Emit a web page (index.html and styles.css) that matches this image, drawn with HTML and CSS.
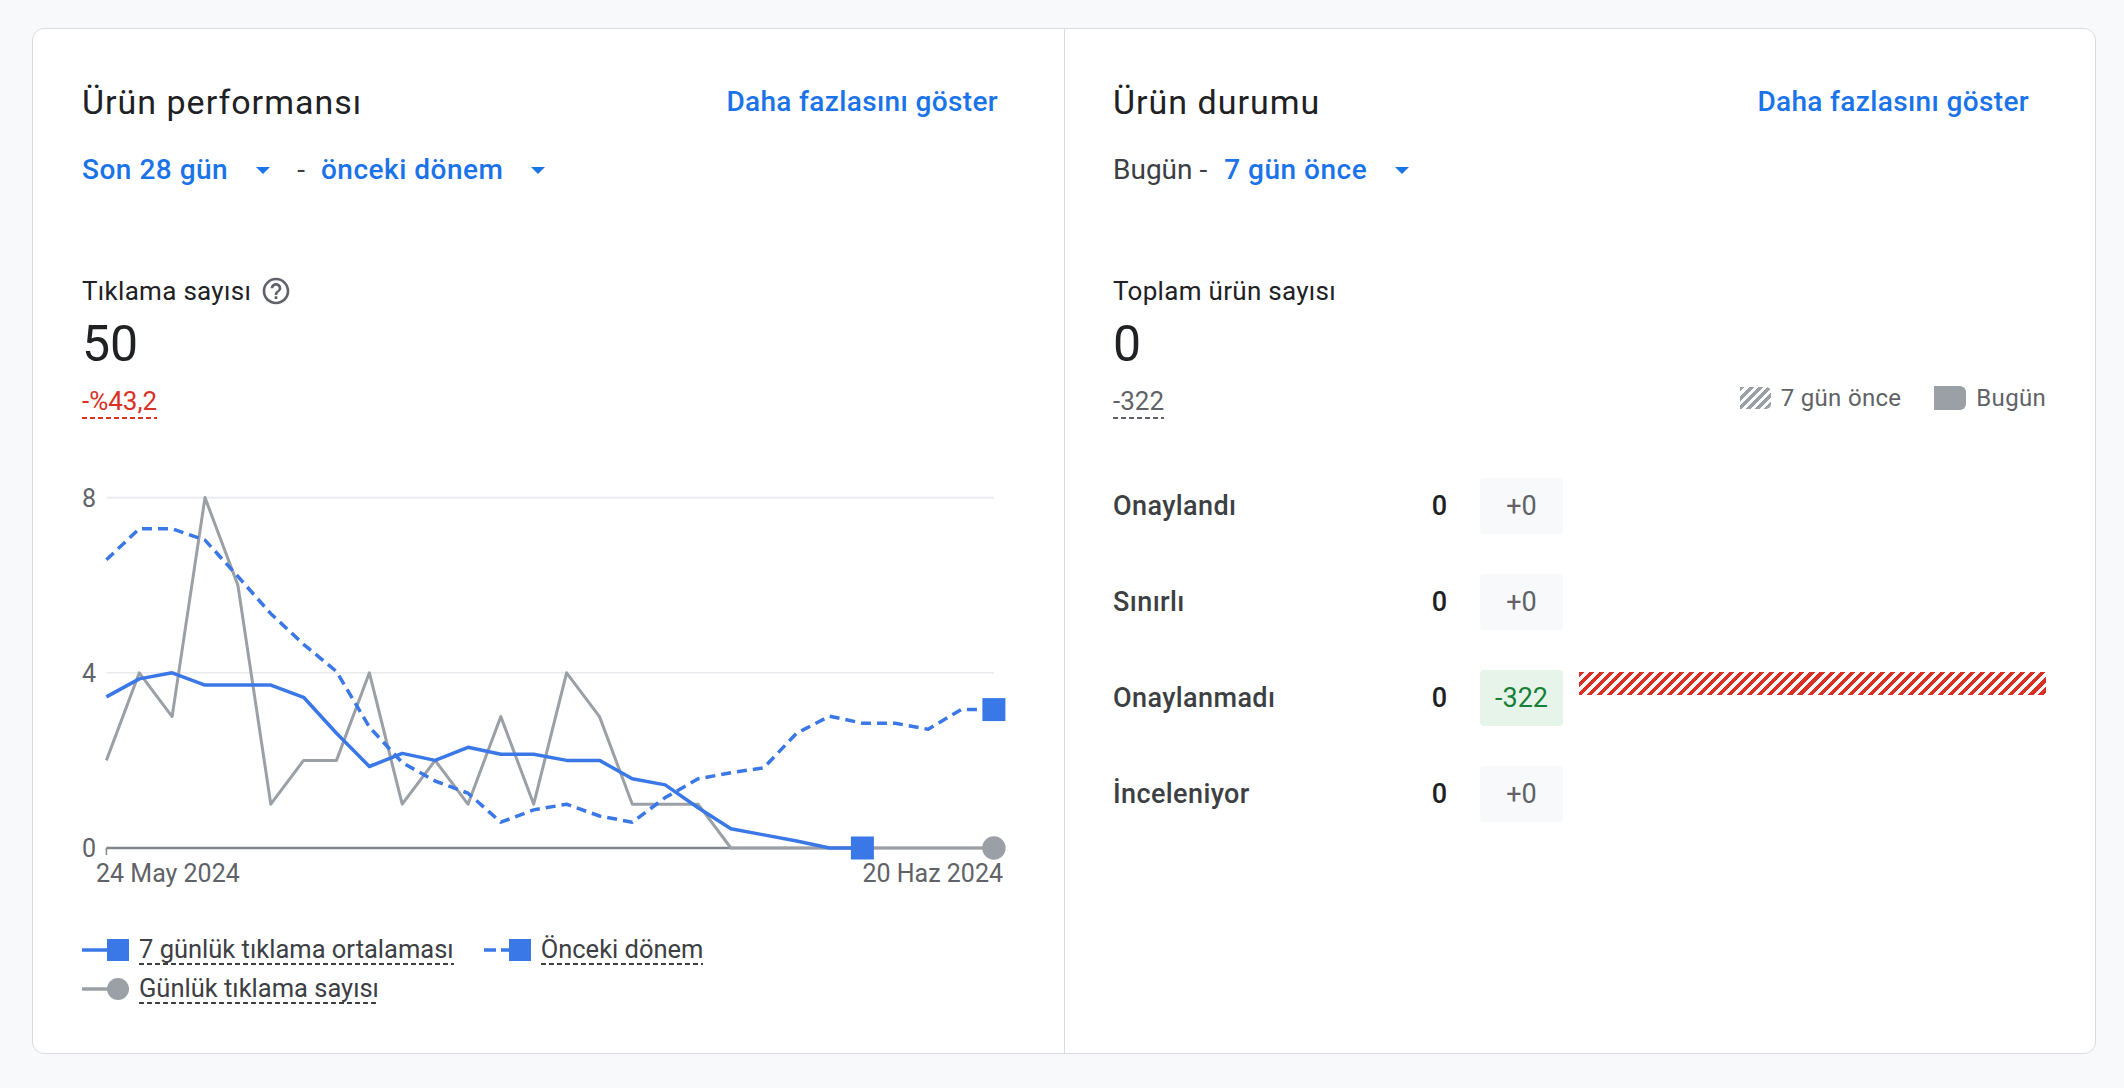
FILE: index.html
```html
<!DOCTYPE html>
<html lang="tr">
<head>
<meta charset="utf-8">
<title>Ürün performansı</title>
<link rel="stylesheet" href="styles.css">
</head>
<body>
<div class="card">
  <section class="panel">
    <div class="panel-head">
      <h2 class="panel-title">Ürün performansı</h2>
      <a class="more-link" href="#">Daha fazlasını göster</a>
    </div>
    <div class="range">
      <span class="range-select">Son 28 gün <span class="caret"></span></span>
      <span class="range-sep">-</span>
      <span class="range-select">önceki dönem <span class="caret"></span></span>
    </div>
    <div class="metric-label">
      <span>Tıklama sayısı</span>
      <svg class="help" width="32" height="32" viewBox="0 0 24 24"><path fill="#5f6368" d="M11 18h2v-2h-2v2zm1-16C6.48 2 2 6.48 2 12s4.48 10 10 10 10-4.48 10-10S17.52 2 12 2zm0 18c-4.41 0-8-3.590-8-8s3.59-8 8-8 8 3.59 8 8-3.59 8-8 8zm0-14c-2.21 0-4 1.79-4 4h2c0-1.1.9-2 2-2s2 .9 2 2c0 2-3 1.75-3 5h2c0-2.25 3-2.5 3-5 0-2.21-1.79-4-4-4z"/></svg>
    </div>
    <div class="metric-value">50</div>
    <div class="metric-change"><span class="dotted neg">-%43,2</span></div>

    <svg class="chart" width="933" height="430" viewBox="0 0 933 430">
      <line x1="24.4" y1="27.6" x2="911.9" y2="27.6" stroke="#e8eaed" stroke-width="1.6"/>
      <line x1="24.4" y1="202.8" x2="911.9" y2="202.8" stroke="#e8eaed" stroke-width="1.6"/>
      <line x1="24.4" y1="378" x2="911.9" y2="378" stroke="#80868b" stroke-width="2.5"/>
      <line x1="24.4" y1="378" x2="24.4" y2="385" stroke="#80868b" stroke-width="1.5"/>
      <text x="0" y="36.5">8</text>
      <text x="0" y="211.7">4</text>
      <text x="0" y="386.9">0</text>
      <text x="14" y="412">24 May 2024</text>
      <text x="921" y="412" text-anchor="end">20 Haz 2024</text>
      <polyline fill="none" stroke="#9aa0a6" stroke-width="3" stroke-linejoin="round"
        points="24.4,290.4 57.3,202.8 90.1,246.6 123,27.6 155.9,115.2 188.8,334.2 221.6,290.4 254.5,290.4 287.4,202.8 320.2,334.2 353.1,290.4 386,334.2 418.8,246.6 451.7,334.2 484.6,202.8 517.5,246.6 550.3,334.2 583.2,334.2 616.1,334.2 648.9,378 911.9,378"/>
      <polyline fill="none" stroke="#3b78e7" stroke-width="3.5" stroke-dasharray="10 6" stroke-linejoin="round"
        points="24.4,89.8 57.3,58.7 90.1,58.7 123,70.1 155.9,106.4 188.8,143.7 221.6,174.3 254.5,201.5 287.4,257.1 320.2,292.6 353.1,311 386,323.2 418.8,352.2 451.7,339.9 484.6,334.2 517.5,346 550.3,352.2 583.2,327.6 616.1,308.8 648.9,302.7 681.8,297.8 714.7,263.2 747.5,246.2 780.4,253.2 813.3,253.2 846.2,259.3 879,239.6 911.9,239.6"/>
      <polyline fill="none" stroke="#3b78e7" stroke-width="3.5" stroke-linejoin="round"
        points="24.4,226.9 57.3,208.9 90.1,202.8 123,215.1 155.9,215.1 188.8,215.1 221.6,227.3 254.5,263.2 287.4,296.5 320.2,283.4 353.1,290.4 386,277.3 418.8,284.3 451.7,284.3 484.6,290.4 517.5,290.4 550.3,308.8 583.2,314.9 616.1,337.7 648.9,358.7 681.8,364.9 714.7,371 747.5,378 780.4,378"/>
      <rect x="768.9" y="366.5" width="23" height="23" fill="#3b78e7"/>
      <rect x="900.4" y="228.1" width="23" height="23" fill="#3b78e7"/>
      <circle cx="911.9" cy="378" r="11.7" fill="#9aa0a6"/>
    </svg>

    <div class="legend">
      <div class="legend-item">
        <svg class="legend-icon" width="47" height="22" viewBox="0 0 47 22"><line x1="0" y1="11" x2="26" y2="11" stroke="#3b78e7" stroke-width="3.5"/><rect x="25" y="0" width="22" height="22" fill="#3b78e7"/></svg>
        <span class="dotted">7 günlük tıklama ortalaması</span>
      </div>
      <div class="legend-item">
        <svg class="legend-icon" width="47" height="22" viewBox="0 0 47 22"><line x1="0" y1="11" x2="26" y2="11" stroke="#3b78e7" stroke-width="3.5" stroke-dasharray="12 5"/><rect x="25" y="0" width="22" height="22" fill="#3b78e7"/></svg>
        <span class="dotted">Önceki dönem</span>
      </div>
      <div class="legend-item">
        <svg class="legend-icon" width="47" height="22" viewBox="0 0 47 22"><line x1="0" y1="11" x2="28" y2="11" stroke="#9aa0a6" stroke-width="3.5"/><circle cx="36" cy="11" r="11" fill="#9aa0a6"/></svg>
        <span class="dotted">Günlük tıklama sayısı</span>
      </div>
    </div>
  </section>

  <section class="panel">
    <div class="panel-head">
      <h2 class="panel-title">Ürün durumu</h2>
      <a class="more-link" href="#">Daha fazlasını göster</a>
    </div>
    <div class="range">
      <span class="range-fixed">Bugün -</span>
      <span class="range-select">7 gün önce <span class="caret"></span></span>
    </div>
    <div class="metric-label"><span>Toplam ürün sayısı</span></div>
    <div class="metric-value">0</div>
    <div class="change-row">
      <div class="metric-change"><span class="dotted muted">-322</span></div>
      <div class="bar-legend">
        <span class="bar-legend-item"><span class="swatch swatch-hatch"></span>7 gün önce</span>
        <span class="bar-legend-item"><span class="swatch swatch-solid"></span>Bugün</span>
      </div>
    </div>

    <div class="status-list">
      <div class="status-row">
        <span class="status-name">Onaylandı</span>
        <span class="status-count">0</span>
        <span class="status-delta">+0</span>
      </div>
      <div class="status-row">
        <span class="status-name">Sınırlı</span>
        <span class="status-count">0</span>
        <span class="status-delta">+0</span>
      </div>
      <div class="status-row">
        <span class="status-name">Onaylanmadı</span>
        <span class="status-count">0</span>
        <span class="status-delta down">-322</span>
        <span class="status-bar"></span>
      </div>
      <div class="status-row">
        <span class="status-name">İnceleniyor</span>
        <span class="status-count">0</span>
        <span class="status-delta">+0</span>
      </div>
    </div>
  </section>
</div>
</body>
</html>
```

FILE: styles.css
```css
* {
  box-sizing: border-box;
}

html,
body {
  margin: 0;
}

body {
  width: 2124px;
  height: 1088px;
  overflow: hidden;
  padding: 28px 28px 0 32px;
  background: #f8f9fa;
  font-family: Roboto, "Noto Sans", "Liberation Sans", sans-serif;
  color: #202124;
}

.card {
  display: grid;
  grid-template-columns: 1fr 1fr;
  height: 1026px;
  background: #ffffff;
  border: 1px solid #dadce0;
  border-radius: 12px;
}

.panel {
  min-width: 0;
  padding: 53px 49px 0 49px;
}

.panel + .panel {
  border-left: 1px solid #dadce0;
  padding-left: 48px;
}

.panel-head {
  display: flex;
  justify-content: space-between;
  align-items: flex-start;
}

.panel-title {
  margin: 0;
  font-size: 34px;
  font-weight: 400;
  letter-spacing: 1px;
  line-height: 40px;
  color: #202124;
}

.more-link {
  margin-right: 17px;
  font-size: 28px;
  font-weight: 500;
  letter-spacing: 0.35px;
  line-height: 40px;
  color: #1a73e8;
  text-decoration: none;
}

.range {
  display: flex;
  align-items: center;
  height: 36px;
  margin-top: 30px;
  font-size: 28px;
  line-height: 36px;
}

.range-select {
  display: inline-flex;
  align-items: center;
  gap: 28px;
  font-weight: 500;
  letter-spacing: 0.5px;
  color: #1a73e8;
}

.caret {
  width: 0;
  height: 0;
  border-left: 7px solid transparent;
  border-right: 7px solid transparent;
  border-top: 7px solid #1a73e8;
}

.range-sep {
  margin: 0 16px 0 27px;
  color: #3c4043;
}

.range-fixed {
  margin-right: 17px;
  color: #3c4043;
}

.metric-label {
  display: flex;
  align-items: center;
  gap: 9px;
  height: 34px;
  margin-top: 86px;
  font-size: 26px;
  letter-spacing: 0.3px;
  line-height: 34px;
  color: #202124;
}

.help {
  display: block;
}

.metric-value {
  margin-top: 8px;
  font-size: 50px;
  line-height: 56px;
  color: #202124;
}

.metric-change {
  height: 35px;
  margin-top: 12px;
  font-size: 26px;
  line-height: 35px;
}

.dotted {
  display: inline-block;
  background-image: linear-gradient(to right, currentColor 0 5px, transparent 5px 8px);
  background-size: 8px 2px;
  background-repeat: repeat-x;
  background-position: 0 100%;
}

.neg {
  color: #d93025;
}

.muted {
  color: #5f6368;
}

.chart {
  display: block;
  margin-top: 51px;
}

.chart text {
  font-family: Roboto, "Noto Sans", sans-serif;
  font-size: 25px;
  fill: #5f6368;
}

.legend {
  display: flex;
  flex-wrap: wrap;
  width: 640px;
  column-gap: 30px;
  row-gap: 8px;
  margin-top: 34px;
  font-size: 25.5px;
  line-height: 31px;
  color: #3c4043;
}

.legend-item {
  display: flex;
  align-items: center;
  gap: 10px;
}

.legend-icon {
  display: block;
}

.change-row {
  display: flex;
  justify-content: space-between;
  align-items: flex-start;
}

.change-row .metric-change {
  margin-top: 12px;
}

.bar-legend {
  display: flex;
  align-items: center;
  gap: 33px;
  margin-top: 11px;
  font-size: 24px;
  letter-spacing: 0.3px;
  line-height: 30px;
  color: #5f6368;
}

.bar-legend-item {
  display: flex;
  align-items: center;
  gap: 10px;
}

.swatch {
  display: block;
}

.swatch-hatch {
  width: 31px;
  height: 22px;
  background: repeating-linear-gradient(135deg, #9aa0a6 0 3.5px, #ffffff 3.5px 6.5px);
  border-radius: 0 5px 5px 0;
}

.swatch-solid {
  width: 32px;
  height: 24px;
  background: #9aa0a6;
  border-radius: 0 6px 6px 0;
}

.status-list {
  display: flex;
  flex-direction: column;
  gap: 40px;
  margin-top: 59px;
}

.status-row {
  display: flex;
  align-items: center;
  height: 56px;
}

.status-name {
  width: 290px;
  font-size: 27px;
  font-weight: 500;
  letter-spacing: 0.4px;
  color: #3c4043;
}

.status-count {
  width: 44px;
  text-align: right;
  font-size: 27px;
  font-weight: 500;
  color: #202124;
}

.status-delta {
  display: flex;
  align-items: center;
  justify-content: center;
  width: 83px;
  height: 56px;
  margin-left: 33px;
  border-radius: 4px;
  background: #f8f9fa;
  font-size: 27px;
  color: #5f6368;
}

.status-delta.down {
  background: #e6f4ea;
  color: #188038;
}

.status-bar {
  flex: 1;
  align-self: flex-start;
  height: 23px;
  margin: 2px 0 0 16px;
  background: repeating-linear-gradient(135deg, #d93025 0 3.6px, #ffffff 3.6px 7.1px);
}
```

== TASK BRIEF ==
Which lines hold the string "image"? Copy all of them from the data above.

== THE RESULT ==
Emit a web page (index.html and styles.css) that matches this image, drawn with HTML and CSS.
  background-image: linear-gradient(to right, currentColor 0 5px, transparent 5px 8px);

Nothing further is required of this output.